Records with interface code
━━━━

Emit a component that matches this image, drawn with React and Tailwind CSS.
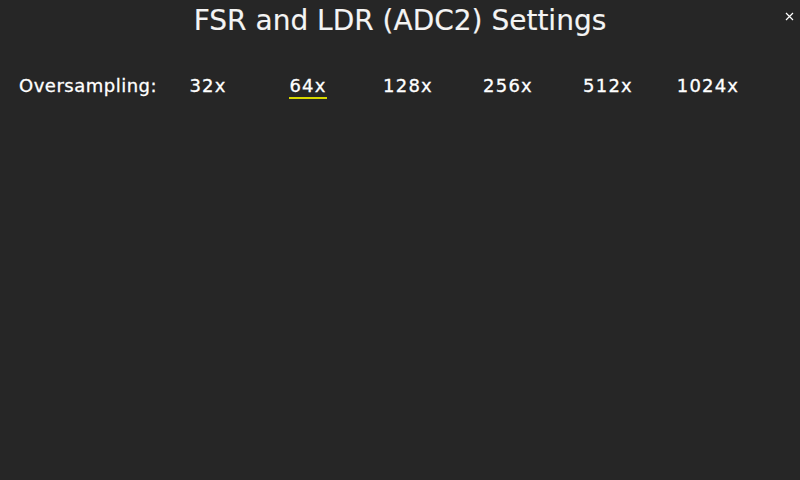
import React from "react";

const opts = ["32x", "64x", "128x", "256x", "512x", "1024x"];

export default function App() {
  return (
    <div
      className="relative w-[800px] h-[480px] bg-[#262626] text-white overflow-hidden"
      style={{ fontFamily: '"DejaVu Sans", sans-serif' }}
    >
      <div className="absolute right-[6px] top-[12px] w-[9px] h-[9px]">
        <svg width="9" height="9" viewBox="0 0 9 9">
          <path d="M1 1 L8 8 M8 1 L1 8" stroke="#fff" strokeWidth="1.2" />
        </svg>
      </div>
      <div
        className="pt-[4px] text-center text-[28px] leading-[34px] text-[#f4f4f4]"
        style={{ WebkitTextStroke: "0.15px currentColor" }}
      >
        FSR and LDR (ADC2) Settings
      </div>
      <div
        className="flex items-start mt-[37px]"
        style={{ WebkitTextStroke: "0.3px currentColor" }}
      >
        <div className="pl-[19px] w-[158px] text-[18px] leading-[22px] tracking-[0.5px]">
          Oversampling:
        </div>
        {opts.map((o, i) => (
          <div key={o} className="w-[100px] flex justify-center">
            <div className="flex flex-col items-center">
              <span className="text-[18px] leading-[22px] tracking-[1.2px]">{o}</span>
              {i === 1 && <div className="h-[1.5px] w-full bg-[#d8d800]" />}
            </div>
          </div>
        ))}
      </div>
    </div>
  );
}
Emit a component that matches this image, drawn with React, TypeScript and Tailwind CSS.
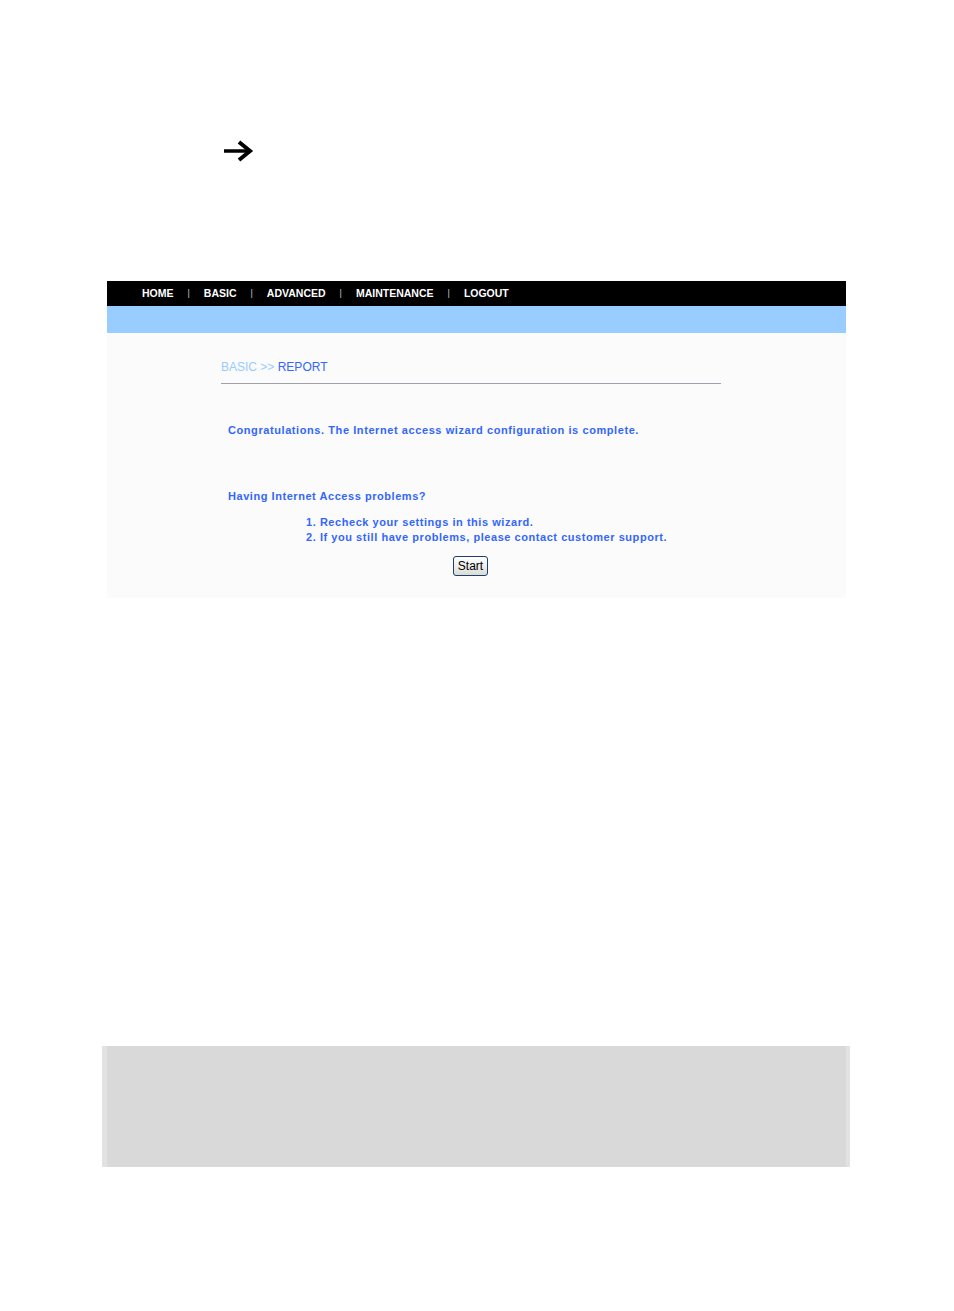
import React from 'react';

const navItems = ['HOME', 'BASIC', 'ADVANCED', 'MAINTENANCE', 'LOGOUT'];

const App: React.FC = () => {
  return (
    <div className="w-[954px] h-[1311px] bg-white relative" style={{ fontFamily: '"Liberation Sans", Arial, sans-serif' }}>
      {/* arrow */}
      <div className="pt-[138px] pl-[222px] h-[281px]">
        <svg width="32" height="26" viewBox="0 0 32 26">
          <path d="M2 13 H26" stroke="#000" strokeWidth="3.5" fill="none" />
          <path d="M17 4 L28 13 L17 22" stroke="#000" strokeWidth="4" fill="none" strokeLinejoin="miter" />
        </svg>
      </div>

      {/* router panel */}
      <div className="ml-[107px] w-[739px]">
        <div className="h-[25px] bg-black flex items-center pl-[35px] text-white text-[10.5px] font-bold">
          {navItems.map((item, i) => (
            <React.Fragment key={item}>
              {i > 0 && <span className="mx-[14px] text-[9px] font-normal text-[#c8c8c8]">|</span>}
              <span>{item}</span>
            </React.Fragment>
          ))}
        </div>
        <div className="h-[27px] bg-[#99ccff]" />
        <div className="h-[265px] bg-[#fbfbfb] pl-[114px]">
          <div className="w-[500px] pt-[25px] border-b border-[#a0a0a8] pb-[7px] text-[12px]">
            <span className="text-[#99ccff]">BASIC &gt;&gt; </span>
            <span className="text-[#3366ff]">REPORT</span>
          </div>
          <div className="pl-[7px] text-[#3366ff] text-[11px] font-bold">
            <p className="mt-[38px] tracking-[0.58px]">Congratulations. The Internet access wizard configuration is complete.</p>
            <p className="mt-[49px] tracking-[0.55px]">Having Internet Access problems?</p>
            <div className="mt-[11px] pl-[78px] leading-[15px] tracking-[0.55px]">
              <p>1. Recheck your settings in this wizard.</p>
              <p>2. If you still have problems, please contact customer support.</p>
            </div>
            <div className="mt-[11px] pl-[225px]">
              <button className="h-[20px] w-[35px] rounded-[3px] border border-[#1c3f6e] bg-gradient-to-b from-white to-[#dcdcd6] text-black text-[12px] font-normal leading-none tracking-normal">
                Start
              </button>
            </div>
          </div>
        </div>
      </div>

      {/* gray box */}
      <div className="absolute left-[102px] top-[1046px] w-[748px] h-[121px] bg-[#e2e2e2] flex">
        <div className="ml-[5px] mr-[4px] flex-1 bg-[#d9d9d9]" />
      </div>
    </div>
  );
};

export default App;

━━━━

Problem description: Pick every line with "drawn" in it and copy it.

Result for this exercise:
Emit a component that matches this image, drawn with React and Tailwind CSS.
Emit a component that matches this image, drawn with React, TypeScript and Tailwind CSS.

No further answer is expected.